Island Living in a Victorian Cottage

Off the shores of mainland Michigan, where the world’s third longest suspension bridge joins the upper and lower peninsula, is a Lake Huron island that allows you to step back in time.

Most visitors arrive by ferry from Mackinaw City in the lower peninsula or St. Ignace in the upper, and when they make footfall on the island it’s like stepping back in time. The only way to travel around Mackinac Island (pronounced mackinaw) is by foot, bicycle or horse. Most of the 3.8 square miles is part of Mackinac State Park, the entire island is considered a National Historic Landmark. The island architecture is stunning with the Grand Hotel sitting high on a hill setting the standard for luxury with its Victorian era opulence.

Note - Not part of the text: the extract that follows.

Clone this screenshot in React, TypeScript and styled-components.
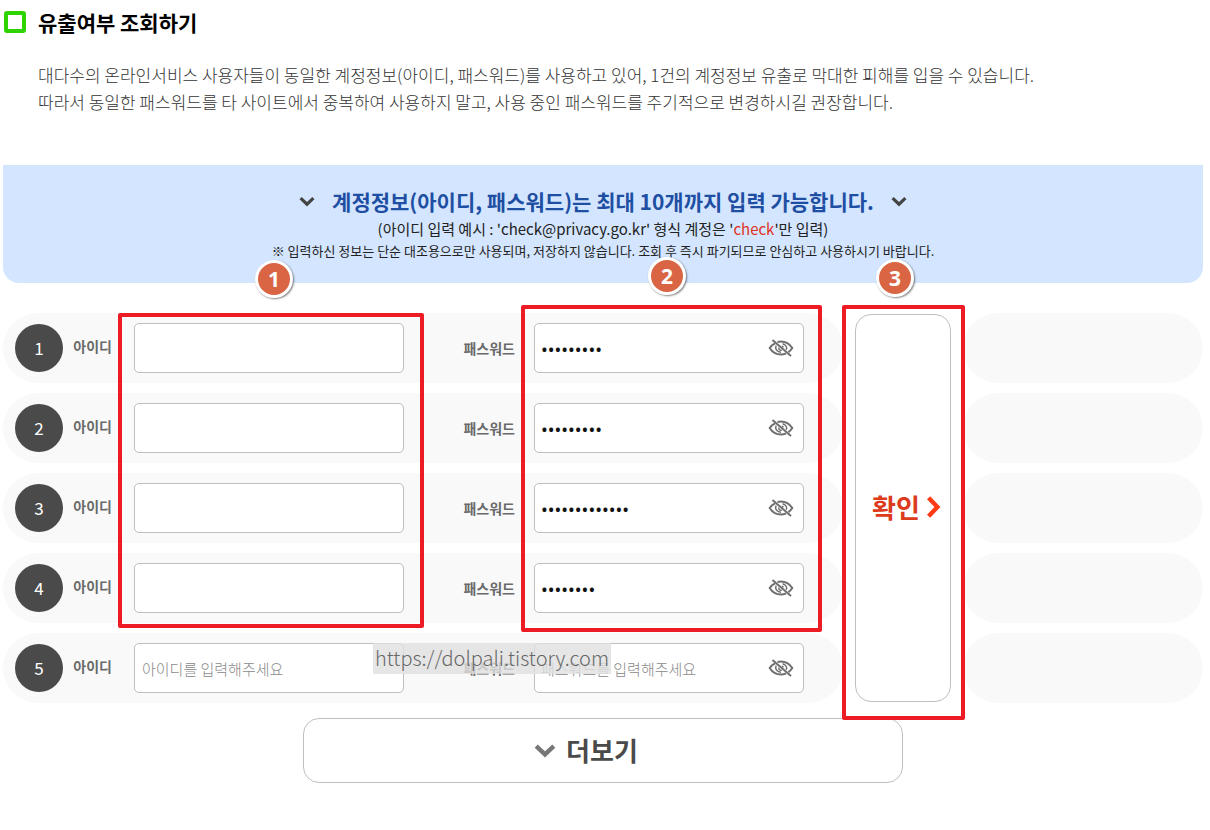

Living on this island would truly be “getting away from it all.” Imagine residing in one of these fine homes where you can watch freighters glide through the Straits of Mackinac below an expansive bridge within walking distance of afternoon tea at the Grand Hotel.

There’s an 8 bedroom, 11 bath, 7000 square foot home on Main Street that can fulfill that $3,250,000 dream for you. And additional 1,277 square feet exists in the finished basement. Built in 1900, this casual Victorian shingle style cape cod has 3 floors above ground giving front bedrooms the best view of the straits. Pretty landscaping adorns the .28 acre lot. Although not specified on the listing, it appears as though the owners may have private beachfront access across the street.

Main Street cottage on Mackinac Island

As is typical of this building era, the interior is ripe with dreamy architectural details such as built-ins, high ceilings, wide baseboards, arch details, half moon windows and a huge covered front porch, perfect for lemonade afternoons and family games in the evening. There’s no need for a garage.

Prudential Preferred Properties listing agents Tom Mooradian & Beck Lambath refer to the home as “Lakewood” Cottage. Resort living at it’s finest.

Ann Bronfman of New York was the owner of “Lakewood” cottage until her death in 2011. It appears as though the home has been for sale since shortly thereafter.